The original disco song performed by Patrick Hernandez was an international hit, selling over 1 million copies in the US alone. The song was covered by Disco Kings in 2005 which did well in Europe.

3 “Goodbye To Love” - Phoebe Bridgers

Complete with horns and tambourines, Phoebe Bridgers's cover of the Carpenters' "Goodbye to Love" delivers just as much joy as it does heartache. With a Beatles caliber outro, full of soul and void of fuzz guitar, this moving ballad holds its rightful place on this soundtrack as an exemplar of 70s triumph.

In 1972, the Carpenters made the charts with "Goodbye to Love". Because of the guitar solo in the original version, fans had claimed that the Carpenters were sell-outs and had gone hard rock, according to UDiscoverMusic, but it is considered their power ballad.

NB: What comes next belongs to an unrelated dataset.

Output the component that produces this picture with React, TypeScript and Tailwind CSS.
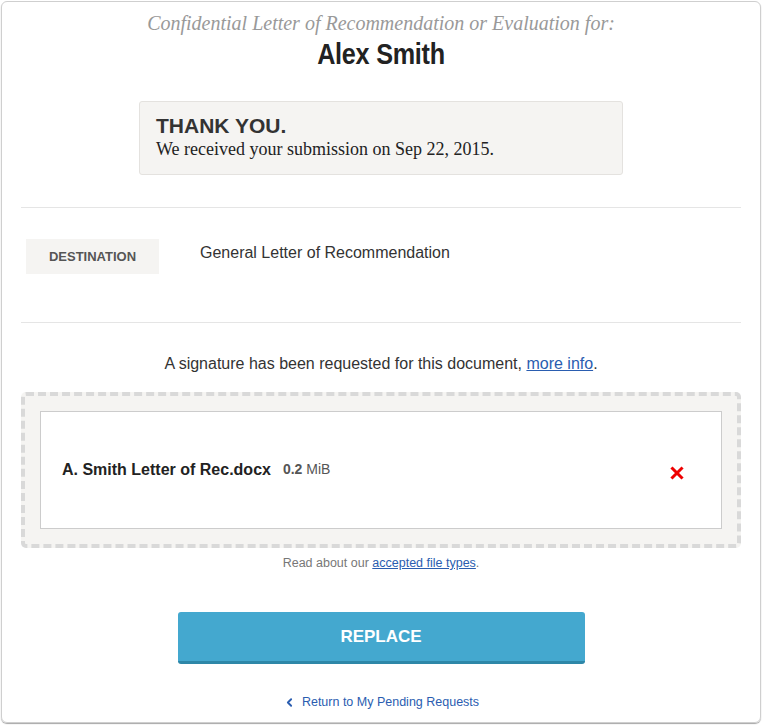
import { ChevronLeft } from "lucide-react"

export default function App() {
  return (
    <div className="w-[762px] h-[726px] bg-white p-px font-['Liberation_Sans',Arial,sans-serif]">
      <div className="h-[722px] rounded-md border border-[#cfcfcf] shadow-[0_1px_1px_rgba(0,0,0,0.35)] flex flex-col items-center">
        <div className="mt-[7px] text-[20px] italic text-[#999] font-['Liberation_Serif',serif] leading-[28px]">
          Confidential Letter of Recommendation or Evaluation for:
        </div>
        <div className="mt-[0px] inline-block scale-x-[0.84] text-[30px] font-bold text-[#222] leading-[34px] tracking-[-0.3px]">
          Alex Smith
        </div>

        <div className="mt-[30px] w-[484px] h-[74px] rounded-[3px] border border-[#e4e2df] bg-[#f5f4f2] px-[16px] pt-[12px]">
          <div className="text-[21px] font-bold text-[#333] leading-[24px]">THANK YOU.</div>
          <div className="text-[18px] text-[#222] leading-[22px] font-['Liberation_Serif',serif]">
            We received your submission on Sep 22, 2015.
          </div>
        </div>

        <div className="mt-[32px] w-[720px] border-t border-[#e5e5e5]" />

        <div className="w-[720px] h-[114px] flex items-start pt-[31px]">
          <div className="ml-[5px] w-[133px] h-[35px] bg-[#f5f4f2] flex items-center justify-center text-[13px] font-bold text-[#555]">
            DESTINATION
          </div>
          <div className="ml-[41px] mt-[2px] text-[16px] text-[#333]">General Letter of Recommendation</div>
        </div>

        <div className="w-[720px] border-t border-[#e5e5e5]" />

        <div className="mt-[31px] text-[16px] text-[#333] leading-[20px]">
          A signature has been requested for this document,{" "}
          <a href="#" className="text-[#2a5db0] underline">more info</a>.
        </div>

        <div className="mt-[18px] w-[720px] h-[156px] rounded-[5px] border-4 border-dashed border-[#d9d9d9] bg-[#f5f4f2] p-[15px]">
          <div className="h-[118px] border border-[#cccccc] bg-white flex items-center pl-[21px] pr-[37px]">
            <span className="text-[16px] font-bold text-[#222]">A. Smith Letter of Rec.docx</span>
            <span className="ml-[12px] text-[14px] text-[#555] -mt-[2px]">
              <b>0.2</b> MiB
            </span>
            <svg className="ml-auto mt-[6px]" width="14" height="14" viewBox="0 0 14 14">
              <path d="M2.5 2.5 L11.5 11.5 M11.5 2.5 L2.5 11.5" stroke="#ee0000" strokeWidth="3" strokeLinecap="square" />
            </svg>
          </div>
        </div>

        <div className="mt-[7px] text-[12.5px] text-[#777] leading-[16px]">
          Read about our <a href="#" className="text-[#2a5db0] underline">accepted file types</a>.
        </div>

        <button className="mt-[41px] w-[407px] h-[52px] rounded-[3px] bg-[#44a8cf] border-b-[3px] border-[#2e87a8] text-white text-[17px] font-bold">
          REPLACE
        </button>

        <a href="#" className="mt-[29px] flex items-center gap-[6px] text-[12.5px] text-[#2a5db0]">
          <ChevronLeft size={13} strokeWidth={3.5} />
          Return to My Pending Requests
        </a>
      </div>
    </div>
  )
}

2 “Fly Like An Eagle” - Thundercat

The way this song completely wraps the theater-goer into that 70s psychedelic vibe is completely effortless. Thundercat’s skill is evident in his ability to reach fans of Suicidal Tendencies and Minions alike. His version of the song takes this long-running animated franchise's sound to another level of retro.

Steve Miller Band’s original song was released in 1976 and hit the charts in 1977. It had a very dreamy sound that was fitting for its time, though there exists an earlier more bluesy execution of this song as well.

1 “Desafinado” - Kali Uchis

Overlooking the 1960s release date of the original version, this song is one of the strongest on the soundtrack. It is lyrically charming and the bossa nova tune really gets the shoulders swaying. Although the movie takes place during Gru's childhood in the 70s, Kali Uchis' smooth delivery of this tune is welcome to stay.

The original song was written with Portuguese lyrics and then in English. Its most well-known performance is by Stan Getz and Charlie Byrd. Both Portuguese and English versions of the song received critical recognition and praise.